Riggs melihat pembaharuan administrasi dari dua
sisi, yaitu perubahan struktural dan kinerja (performance). Secara struktural
Riggs menggunakan diferensiasi struktural sebagai salah satu ukuran. Pandangan
ini didasarkan atas kecenderungan peran-peran yang makin terspesialisasi (role
spesealization) dan pembagian pekerjaan yang makin tajam dalam masyarakat
modern. Sedangkan mengenai kinerja, Riggs menekankan sebagai ukuran bukan hanya
kinerja seseorang atau suatu unit, tetapi bagaimana peran dan pengaruhnya
kepada kinerja organisasi secara keseluruhan. Ia menekankan pentingnya
kerjasama dan teamwork dalam mencapai tujuan.
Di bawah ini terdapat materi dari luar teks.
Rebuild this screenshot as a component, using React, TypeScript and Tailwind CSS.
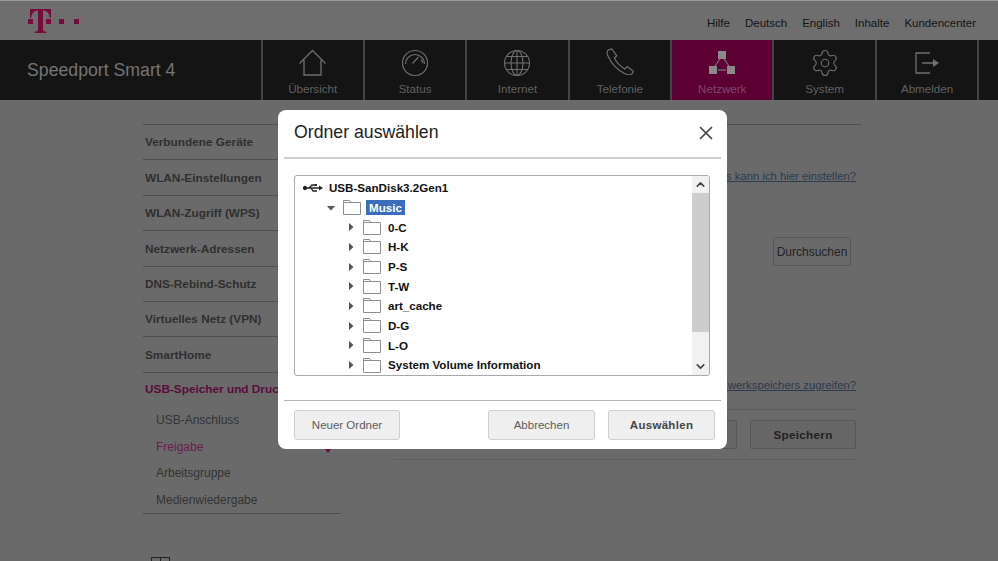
import { ChevronDown, ChevronUp, Settings, X } from 'lucide-react'

const topLinks = ['Hilfe', 'Deutsch', 'English', 'Inhalte', 'Kundencenter']

const sideItems = [
  'Verbundene Geräte',
  'WLAN-Einstellungen',
  'WLAN-Zugriff (WPS)',
  'Netzwerk-Adressen',
  'DNS-Rebind-Schutz',
  'Virtuelles Netz (VPN)',
  'SmartHome',
]

const subFolders = ['0-C', 'H-K', 'P-S', 'T-W', 'art_cache', 'D-G', 'L-O', 'System Volume Information']

function TelekomLogo() {
  return (
    <svg width="54" height="28" viewBox="0 0 54 28" fill="#7b0a3c">
      <path d="M1 2h23v9h-1.2c-.3-4-2-7.2-6.8-7.6V22c0 2 .8 2.6 3.4 2.7V26H7.600v-1.300c2.600-.100 3.400-.700 3.400-2.700V3.400C6.200 3.800 4.500 7 4.200 11H3V2z" />
      <rect x="1" y="12" width="5" height="5" />
      <rect x="19" y="12" width="5" height="5" />
      <rect x="32" y="12" width="5" height="5" />
      <rect x="47" y="12" width="5" height="5" />
    </svg>
  )
}

function HouseIcon() {
  return (
    <svg width="30" height="28" viewBox="0 0 30 28" fill="none" stroke="#6f6f6f" strokeWidth="1.300">
      <path d="M1.500 14.500 14.500 1.500l13 13M6 11v15h17V11" />
    </svg>
  )
}

function GaugeIcon() {
  return (
    <svg width="28" height="28" viewBox="0 0 28 28" fill="none" stroke="#6f6f6f" strokeWidth="1.200">
      <circle cx="14" cy="14" r="12.500" />
      <path d="M4.500 15a9.500 9.500 0 0 1 19 0" />
      <path d="M11.500 14.500l6-6.500M20 10.500l2 3.500" />
    </svg>
  )
}

function GlobeIcon() {
  return (
    <svg width="28" height="28" viewBox="0 0 28 28" fill="none" stroke="#6f6f6f" strokeWidth="1.100">
      <circle cx="14" cy="14" r="12.500" />
      <ellipse cx="14" cy="14" rx="6" ry="12.500" />
      <path d="M14 1.500v25M1.500 14h25M3.500 7.500h21M3.500 20.500h21" />
    </svg>
  )
}

function PhoneIcon() {
  return (
    <svg width="28" height="27" viewBox="0 0 28 27" fill="none" stroke="#6f6f6f" strokeWidth="1.200" className="mb-[2px]">
      <path d="M2.500 1.800 5.800 1l5 6.800L8.300 10c2 4 5.500 8 10.500 11l2.500-2.400 6 4.700-1 2c-1.300 1.500-4 2-6.800.7C11.500 22.500 5 15 1.500 7 .8 5 1.200 2.800 2.500 1.800z" />
    </svg>
  )
}

function NetworkIcon() {
  return (
    <svg width="28" height="25" viewBox="0 0 28 25" fill="#8a8a8a" stroke="none" className="mb-[2px]">
      <rect x="10" y="1" width="8" height="8" />
      <rect x="1" y="16" width="8" height="8" />
      <rect x="19" y="16" width="8" height="8" />
      <path d="M12 9 7 16M16 9l5 7M10 20h8" stroke="#8a8a8a" strokeWidth="1" fill="none" />
    </svg>
  )
}

function ExitIcon() {
  return (
    <svg width="25" height="22" viewBox="0 0 25 22" fill="none" stroke="#6f6f6f" strokeWidth="1.300" className="mb-[3px]">
      <path d="M15 1H1v20h14M7 11h12" />
      <path d="M18 7l6 4-6 4z" fill="#6f6f6f" stroke="none" />
    </svg>
  )
}

function UsbIcon() {
  return (
    <svg width="20" height="10" viewBox="0 0 20 10" fill="#222" stroke="#222" strokeWidth="1.300">
      <path d="M1 5h17M6 5l3-3h3M8 5l2 3h2" fill="none" />
      <circle cx="2" cy="5" r="1.500" />
      <path d="M16 2.500l4 2.500-4 2.500z" stroke="none" />
      <rect x="12" y="1" width="2" height="2" stroke="none" />
      <circle cx="13" cy="8" r="1" stroke="none" />
    </svg>
  )
}

function FolderIcon() {
  return (
    <svg width="18" height="15" viewBox="0 0 18 15" fill="#fff" stroke="#8e8e8e" strokeWidth="1" className="shrink-0">
      <path d="M.500 14.500V.500h6l1.500 2h9.500v12z" />
      <path d="M.500 2.500h7.500" fill="none" />
    </svg>
  )
}

function Caret({ open }: { open?: boolean }) {
  return (
    <svg width="8" height="8" viewBox="0 0 8 8" fill="#555" className="shrink-0">
      {open ? <path d="M0 2h8L4 6.500z" /> : <path d="M2 0l4.500 4L2 8z" />}
    </svg>
  )
}

function NavCell({ label, active, children }: { label: string; active?: boolean; children: React.ReactNode }) {
  return (
    <div className={`flex w-[102.400px] shrink-0 flex-col items-center border-l-2 border-[#444] ${active ? 'bg-[#5c0034]' : ''}`}>
      <div className="flex h-[37px] items-end justify-center">{children}</div>
      <span className={`mt-[5px] text-[11.600px] leading-[14px] ${active ? 'text-[#7c4b68]' : 'text-[#616161]'}`}>{label}</span>
    </div>
  )
}

function DarkButton({ label, bold }: { label?: string; bold?: boolean }) {
  return (
    <div className={`flex h-[29px] w-[106px] items-center justify-center rounded-[2px] border border-[#565656] bg-[#666] text-[11.700px] text-[#222] ${bold ? 'font-bold tracking-[0.3px]' : ''}`}>
      {label}
    </div>
  )
}

function DialogButton({ label, bold, className }: { label: string; bold?: boolean; className: string }) {
  return (
    <div className={`flex h-[30px] items-center justify-center rounded-[3px] border border-[#cfcfcf] bg-[#efefef] pt-[1px] text-[11.500px] ${bold ? 'font-bold tracking-[0.3px] text-[#444]' : 'text-[#5c5c5c]'} ${className}`}>
      {label}
    </div>
  )
}

export default function App() {
  return (
    <div className="relative h-[561px] w-[998px] overflow-hidden bg-[#6a6a6a] font-['Liberation_Sans',Arial,sans-serif]">
      <header className="flex h-10 items-center justify-between border-t border-[#9a9a9a] bg-[#6e6e6e] pl-[27px] pr-[22px]">
        <TelekomLogo />
        <div className="mt-[6px] flex gap-[15px] text-[11.500px] text-[#141414]">
          {topLinks.map((link) => (
            <span key={link}>{link}</span>
          ))}
        </div>
      </header>

      <nav className="flex h-[60px] bg-[#141414]">
        <div className="flex w-[260.500px] shrink-0 items-center pl-[27px] text-[17.700px] text-[#747474]">Speedport Smart 4</div>
        <NavCell label="Übersicht"><HouseIcon /></NavCell>
        <NavCell label="Status"><GaugeIcon /></NavCell>
        <NavCell label="Internet"><GlobeIcon /></NavCell>
        <NavCell label="Telefonie"><PhoneIcon /></NavCell>
        <NavCell label="Netzwerk" active><NetworkIcon /></NavCell>
        <NavCell label="System"><Settings size={30} strokeWidth={0.900} color="#6f6f6f" className="mb-[-1px]" /></NavCell>
        <NavCell label="Abmelden"><ExitIcon /></NavCell>
        <div className="flex-1 border-l-2 border-[#444]" />
      </nav>

      <main className="ml-[143px] mt-6 w-[718px]">
        <div className="flex border-t border-[#4d4d4d]">
          <aside className="w-[197px] shrink-0">
            {sideItems.map((item) => (
              <div key={item} className="flex h-[35.400px] items-center border-b border-[#4d4d4d] pl-[2px] pt-[2px] text-[11.800px] font-bold text-[#2f2f2f]">
                {item}
              </div>
            ))}
            <div className="border-b border-[#4d4d4d]">
              <div className="flex h-[34px] items-center pl-[2px] pt-[1px] text-[11.800px] font-bold whitespace-nowrap text-[#5a0a3a]">USB-Speicher und Drucker</div>
              <div className="pl-[13px] text-[12px] text-[#333]">
                <div className="flex h-[26.500px] items-center pt-[1px]">USB-Anschluss</div>
                <div className="flex h-[26.500px] items-center pt-[1px] text-[#6a1f4d]">Freigabe</div>
                <div className="flex h-[26.500px] items-center pt-[1px]">Arbeitsgruppe</div>
                <div className="flex h-[26.500px] items-center pt-[1px]">Medienwiedergabe</div>
              </div>
            </div>
            <div className="ml-[8px] mt-[43px] flex h-[20px] w-[19px] border border-[#222]">
              <div className="w-1/2 border-r border-[#222]" />
            </div>
          </aside>

          <section className="ml-[53px] flex flex-1 flex-col">
            <div className="mt-[43px] h-4 pr-[5px] text-right text-[11.300px] leading-4 text-[#2b3a4d] underline">Was kann ich hier einstellen?</div>
            <div className="mr-[10px] mt-[53px] flex h-[29px] w-[78px] items-center justify-center self-end rounded-[3px] border border-[#565656] text-[12px] text-[#222]">
              Durchsuchen
            </div>
            <div className="mt-[111px] h-4 pr-[5px] text-right text-[11.300px] leading-4 text-[#2b3a4d] underline">Wie kann ich auf die Inhalte des Netzwerkspeichers zugreifen?</div>
            <div className="mr-[5px] mt-[16px] flex justify-end gap-[13px] border-t border-b border-[#5d5d5d] py-[10px]">
              <DarkButton />
              <DarkButton label="Speichern" bold />
            </div>
          </section>
        </div>
      </main>

      {/* pink marker peeking out below the dialog */}
      <div className="absolute left-[325px] top-[449px] h-0 w-0 border-x-[3px] border-t-[4px] border-x-transparent border-t-[#6a0a3f]" />

      <div className="absolute left-[278px] top-[110px] flex h-[339px] w-[449px] flex-col rounded-[8px] bg-white px-[6px]">
        <div className="flex h-[49px] shrink-0 items-center justify-between border-b-2 border-[#cfcfcf] pb-[2px] pl-[10px] pr-[4px]">
          <h2 className="text-[17.700px] text-[#222]">Ordner auswählen</h2>
          <X size={22} strokeWidth={1.900} color="#444" />
        </div>

        <div className="ml-[10px] mt-[16px] flex h-[201px] w-[416px] shrink-0 overflow-hidden rounded-[3px] border border-[#a9a9a9]">
          <div className="flex-1 pt-[2px] text-[11.600px] font-bold text-[#111]">
            <div className="flex h-[19.700px] items-center pl-[8px]">
              <UsbIcon />
              <span className="ml-[6px]">USB-SanDisk3.2Gen1</span>
            </div>
            <div className="flex h-[19.700px] items-center pl-[32px]">
              <Caret open />
              <span className="ml-[8px]"><FolderIcon /></span>
              <span className="ml-[5px] bg-[#3a6dbd] px-[3px] leading-[15px] text-white">Music</span>
            </div>
            {subFolders.map((folder) => (
              <div key={folder} className="flex h-[19.700px] items-center pl-[52px]">
                <Caret />
                <span className="ml-[8px]"><FolderIcon /></span>
                <span className="ml-[7px]">{folder}</span>
              </div>
            ))}
          </div>
          <div className="flex w-[17px] shrink-0 flex-col bg-[#f1f1f1]">
            <div className="flex h-[17px] items-center justify-center"><ChevronUp size={13} strokeWidth={3} color="#444" /></div>
            <div className="h-[139px] bg-[#cdcdcd]" />
            <div className="flex-1" />
            <div className="flex h-[17px] items-center justify-center"><ChevronDown size={13} strokeWidth={3} color="#444" /></div>
          </div>
        </div>

        <div className="mt-[24px] flex items-start border-t border-[#b5b5b5] pl-[10px] pt-[9px]">
          <DialogButton label="Neuer Ordner" className="w-[106px]" />
          <DialogButton label="Abbrechen" className="ml-[88px] w-[107px]" />
          <DialogButton label="Auswählen" bold className="ml-[13px] w-[107px]" />
        </div>
      </div>
    </div>
  )
}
Sementara Wallis dalam Ginanjar (1997) mengartikan
pembaharuan admnistratif sebagai dalam dimensi; (a) perubahan harus merupakan
perbaikan dari keadaan sebelumnya, (b) perbaikan diperoleh dengan upaya yang
sengaja dan bukan terjadi secara kebetulan atau tanpa usaha, dan (c) perbaikan
yang terjadi bersifat jangka panjang dan tidak sementara, untuk kemudian
kembali lagi ke keadaan semula.
Sementara Esman (1995), menunjukkan bahwa
memperbaiki kinerja birokrasi harus meliputi ketanggapan (responsiveness)
terhadap pengawasan politik, efisiensi dalam penggunaan sumber daya dan
efektivitas dalam pemberian pelayanan. Untuk itu upaya perbaikan administrasi
meliputi peningkatan keterampilan, penguasaan teknologi informasi dan manajemen
finansial, pengaturan atau pengelompokkan kembali realignment fungsi-fungsi,
sistem insentif, memanusiakan manajemen (humanising management) dan mendorong
partisipasi yang seluas-luasnya dalam pengambilan keputusan serta cara
rekruitmen yang harus lebih bersifat representatif.